В «Лысой певице» Э. Ионеско место действия и его атмосфера обуславливают гипертрофированное следование нормативам – «Типичный английский интерьер. Английские кресла. Английский вечер… Абсолютно английское молчание. Английские настенные часы бьют по-английски семнадцать раз».

Ругательства вклиниваются в сверхправильную разговорную речь, выстроенную по учебным лингвистическим клише (напомним подзаголовок, имевшийся в свое время у пьесы Э. Ионеско, – «Английский без труда»). Образцом упреков без ругательств выглядит такой почти изысканный обмен репликами: «О, женщины, всегда-то вы готовы друг друга защищать! – Ох уж эти мужчины! Всегда они думают, что правы, а на самом деле всегда ошибаются». В более поздней пьесе Ионеско «Бред вдвоем», в длиннейшем диалоге по поводу различий черепахи и улитки, кроме привычного в быту слова «идиотский», и ругательств-то нет. Здесь есть другое, что по мере развития драмы абсурда стало проявляться все отчетливее: взаимное несовпадение людей, взаимное раздражение и абсолютная невозможность их сосуществования при том, что обстоятельствами они давно соединены.

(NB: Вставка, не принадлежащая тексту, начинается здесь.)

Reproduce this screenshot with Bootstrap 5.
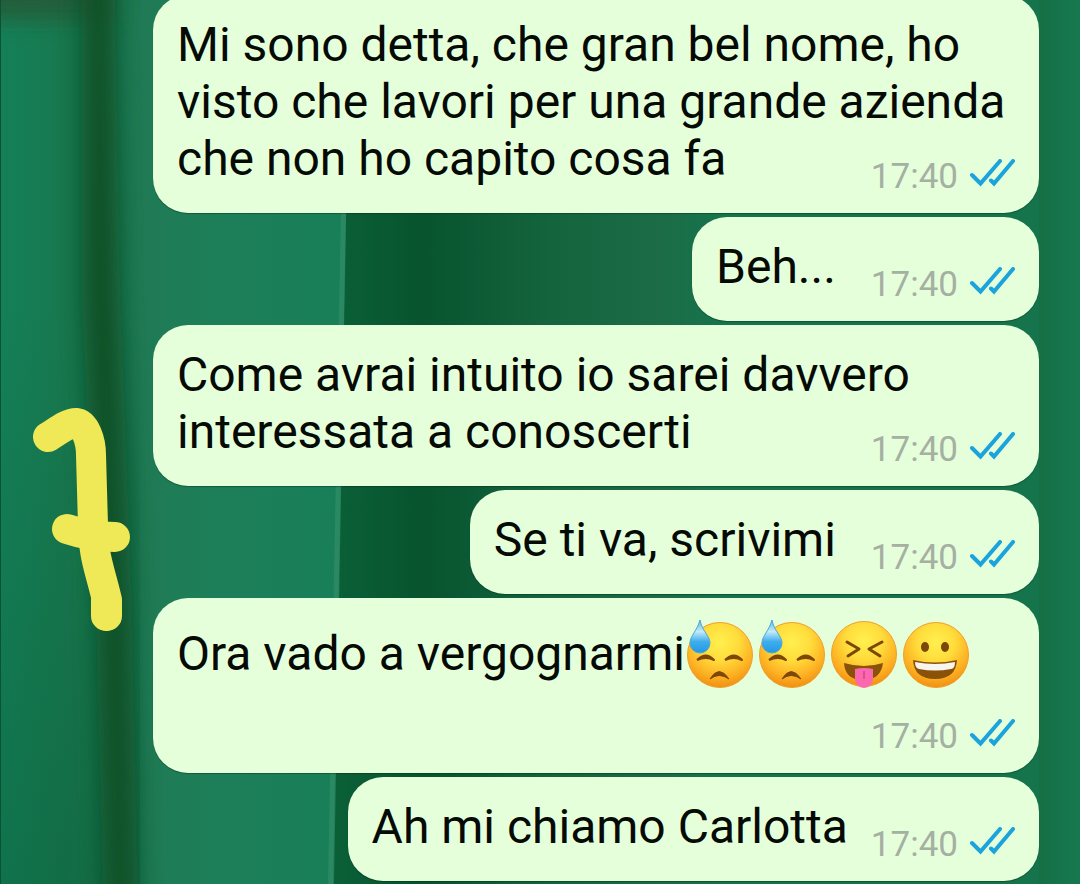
<!DOCTYPE html>
<html lang="it">
<head>
<meta charset="utf-8">
<meta name="viewport" content="width=device-width, initial-scale=1">
<title>Chat</title>
<link href="https://cdn.jsdelivr.net/npm/bootstrap@5.3.0/dist/css/bootstrap.min.css" rel="stylesheet">
<style>
  body { font-family: Roboto, "Liberation Sans", sans-serif; background: #146f49; }
  .chat { padding: 0 41px 3px 153px; gap: 4px; isolation: isolate; }
  .wallpaper { z-index: -1; }
  .bubble {
    display: flow-root; max-width: 100%; padding: 21px 24px 26px; border-radius: 35px;
    background: #e5ffdb; color: #050a05; box-shadow: 0 1px 1px rgba(0, 40, 20, .4);
    font-size: 48px; line-height: 57px;
  }
  .stamp { gap: 11px; font-size: 35px; line-height: 36px; color: #a5b0a2; margin: 29px 0 -8px 35px; }
  .stamp-near { margin-left: 23px; }
  .ticks { width: 46px; height: 30px; }
  .emoji { width: 72px; height: 71px; vertical-align: -20px; }
  .doodle { left: 24px; top: 400px; width: 115px; height: 240px; }
</style>
</head>
<body>
<svg width="0" height="0" class="position-absolute" aria-hidden="true">
  <defs>
    <symbol id="ticks" viewBox="0 0 46 30">
      <g fill="none" stroke="#1ba3dc" stroke-width="4" stroke-linecap="round">
        <path d="M3 16 11.500 24.500 31 2"/>
        <path d="M22 21.500 25 24.500 44 2"/>
      </g>
    </symbol>
    <radialGradient id="face" cx=".5" cy=".3" r=".72">
      <stop offset="0" stop-color="#fff04f"/><stop offset=".4" stop-color="#ffdc3b"/>
      <stop offset=".75" stop-color="#fdb022"/><stop offset="1" stop-color="#ef8b12"/>
    </radialGradient>
    <linearGradient id="drop" x2="0" y2="1">
      <stop offset="0" stop-color="#5fb4dc"/><stop offset=".35" stop-color="#c3ebfa"/>
      <stop offset=".65" stop-color="#41aeec"/><stop offset="1" stop-color="#2098e6"/>
    </linearGradient>
    <symbol id="sweat" viewBox="0 0 72 71">
      <circle cx="35" cy="36" r="32.500" fill="url(#face)" stroke="#f0a02b"/>
      <path d="M12 41q9-9 17 0q-8-4-17 0M40 41q9-9 17 0q-8-4-17 0" fill="#7c4708" stroke="#7c4708" stroke-width="2" stroke-linejoin="round"/>
      <path d="M25 60q9-15 19 0q-10-7-19 0Z" fill="#7c4708" stroke="#7c4708" stroke-linejoin="round"/>
      <path d="M15 1C12 12 5 17 5 24a10 10 0 0 0 20 0C25 17 17 12 15 1Z" fill="url(#drop)" stroke="#4ba8d5"/>
    </symbol>
    <symbol id="squint" viewBox="0 0 72 71">
      <circle cx="35" cy="35" r="32.500" fill="url(#face)" stroke="#f0a02b"/>
      <path d="M18 23 30 30 19 37M53 23 40 30 51 37" fill="none" stroke="#7c4708" stroke-width="3" stroke-linejoin="round" stroke-linecap="round"/>
      <path d="M15 44q20 6 39 0q-2 17-20 17T15 44Z" fill="#8a5208"/>
      <path d="M26 50q9-2 18 0V60a9 9 0 0 1-18 0Z" fill="#fb68ae"/>
      <path d="M35 52v8" stroke="#dd4d91" stroke-width="2"/>
    </symbol>
    <symbol id="grin" viewBox="0 0 72 71">
      <circle cx="35" cy="36" r="32.500" fill="url(#face)" stroke="#f0a02b"/>
      <ellipse cx="24" cy="28" rx="4" ry="5" fill="#7c4708"/><ellipse cx="44" cy="28" rx="4" ry="5" fill="#7c4708"/>
      <path d="M12 41q22 5 44 0q-1 19-22 19T12 41Z" fill="#8a5208"/>
      <path d="M14 43q20 4 40 0q0 7-4 7-16 3-32 0-4-1-4-7Z" fill="#f7f5ee"/>
    </symbol>
  </defs>
</svg>

<main class="chat position-relative d-flex flex-column justify-content-end align-items-end vh-100 overflow-hidden">
  <svg class="wallpaper position-absolute top-0 start-0 w-100 h-100" viewBox="0 0 1080 884" preserveAspectRatio="none" aria-hidden="true">
    <defs>
      <linearGradient id="cloth" gradientUnits="userSpaceOnUse" x2="1080">
        <stop offset="0" stop-color="#148058"/><stop offset=".06" stop-color="#18784f"/>
        <stop offset=".13" stop-color="#1f7a55"/><stop offset=".2" stop-color="#1d7f59"/><stop offset=".31" stop-color="#187f59"/>
        <stop offset=".96" stop-color="#166f45"/><stop offset="1" stop-color="#16784f"/>
      </linearGradient>
      <linearGradient id="shade" gradientUnits="userSpaceOnUse" x1="340" x2="720">
        <stop offset="0" stop-color="#0a5f37"/><stop offset=".22" stop-color="#07542f"/>
        <stop offset=".55" stop-color="#14643e"/><stop offset=".85" stop-color="#1b6c47"/><stop offset="1" stop-color="#15744b"/>
      </linearGradient>
      <linearGradient id="depth" x2="0" y2="1">
        <stop offset="0" stop-color="#004b29" stop-opacity="0"/><stop offset="1" stop-color="#004b29" stop-opacity=".25"/>
      </linearGradient>
      <filter id="soft" x="-1" width="3" y="-.1" height="1.2"><feGaussianBlur stdDeviation="12 8"/></filter>
      <filter id="haze" x="-.5" width="2" y="-1" height="3"><feGaussianBlur stdDeviation="14 10"/></filter>
    </defs>
    <path d="M0 0H1080V884H0Z" fill="url(#cloth)"/>
    <path d="M-40-40H110V20H-40Z" fill="#205f3a" filter="url(#haze)"/>
    <path d="M350 0H1039V884H333Z" fill="url(#shade)"/>
    <path d="M345 0H350L334 884H328Z" fill="#369069" opacity=".6"/>
    <path d="M0 300H140V884H0Z" fill="url(#depth)"/>
    <path d="M82-30H114L120 300 130 560 138 920H104L95 560 82 300Z" fill="#0d4f26" filter="url(#soft)"/>
    <path d="M0 0H1V884H0Z" fill="#0b5234"/>
  </svg>

  <article class="bubble">Mi sono detta, che gran bel nome, ho visto che lavori per una grande azienda che non ho capito cosa fa<span class="stamp float-end d-flex align-items-start"><time>17:40</time><svg class="ticks" role="img" aria-label="Letto"><use href="#ticks"/></svg></span></article>
  <article class="bubble">Beh...<span class="stamp float-end d-flex align-items-start"><time>17:40</time><svg class="ticks" role="img" aria-label="Letto"><use href="#ticks"/></svg></span></article>
  <article class="bubble">Come avrai intuito io sarei davvero interessata a conoscerti<span class="stamp float-end d-flex align-items-start"><time>17:40</time><svg class="ticks" role="img" aria-label="Letto"><use href="#ticks"/></svg></span></article>
  <article class="bubble">Se ti va, scrivimi<span class="stamp float-end d-flex align-items-start"><time>17:40</time><svg class="ticks" role="img" aria-label="Letto"><use href="#ticks"/></svg></span></article>
  <article class="bubble">Ora vado a vergognarmi<svg class="emoji" role="img" aria-label="Faccina sudata"><use href="#sweat"/></svg><svg class="emoji" role="img" aria-label="Faccina sudata"><use href="#sweat"/></svg><svg class="emoji" role="img" aria-label="Linguaccia"><use href="#squint"/></svg><svg class="emoji" role="img" aria-label="Sorriso"><use href="#grin"/></svg><span class="stamp float-end d-flex align-items-start"><time>17:40</time><svg class="ticks" role="img" aria-label="Letto"><use href="#ticks"/></svg></span></article>
  <article class="bubble">Ah mi chiamo Carlotta<span class="stamp stamp-near float-end d-flex align-items-start"><time>17:40</time><svg class="ticks" role="img" aria-label="Letto"><use href="#ticks"/></svg></span></article>

  <svg class="doodle position-absolute" viewBox="24 400 115 240" aria-hidden="true">
    <g fill="none" stroke="#efe957" stroke-width="30" stroke-linecap="round" stroke-linejoin="round">
      <path d="M48 437C59 430 68 423 76 423C85 424 91 440 91 455L93 525C94 560 99 566 107 600V616"/>
      <path d="M67 529C82 534 99 537 115 537M106 600V616"/>
    </g>
  </svg>
</main>
<script src="https://cdn.jsdelivr.net/npm/bootstrap@5.3.0/dist/js/bootstrap.bundle.min.js"></script>
</body>
</html>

Таким образом, центральным мотивом брани, постоянно и почти непроизвольно возникающей в бытовых ситуациях абсурдистской драмы, является то, что она унаследовала от русской классики мотив непонимания, взаимного несовпадения (ему жарко, ей холодно – «опять непонимание»). Рядом с этим мотивом развивается и другой традиционный мотив – желание добиться понимания, «достучаться» до партнера. И при этом – нежелание и неготовность хоть в чем-то поступиться своими собственными интересами, потребностями, настроениями, амбициями («если одному холодно, другому обязательно жарко»).

В «Служанках» Ж. Женэ изначально заданные ревность, зависть, неудовлетворенность, раздражение превращают обыденное общение в гиньоль. Абсурдность взаимодействия персонажей строится на том, что даже красота расценивается как оскорбление и является предметом раздражения. Взаимодействие характеризуется таким эмоциональным напряжением, что гадости, являющиеся таковыми не по форме, а по смыслу, так и сыплются. Особый оттенок отвращения, которое испытывают друг к другу персонажи и которое, соответственно, провоцируется у зрителя, вызывает традиционный для абсурдизма физиологизм. Причем самые простые и естественные физиологические явления (слюна) в контексте приобретают отталкивающее качество.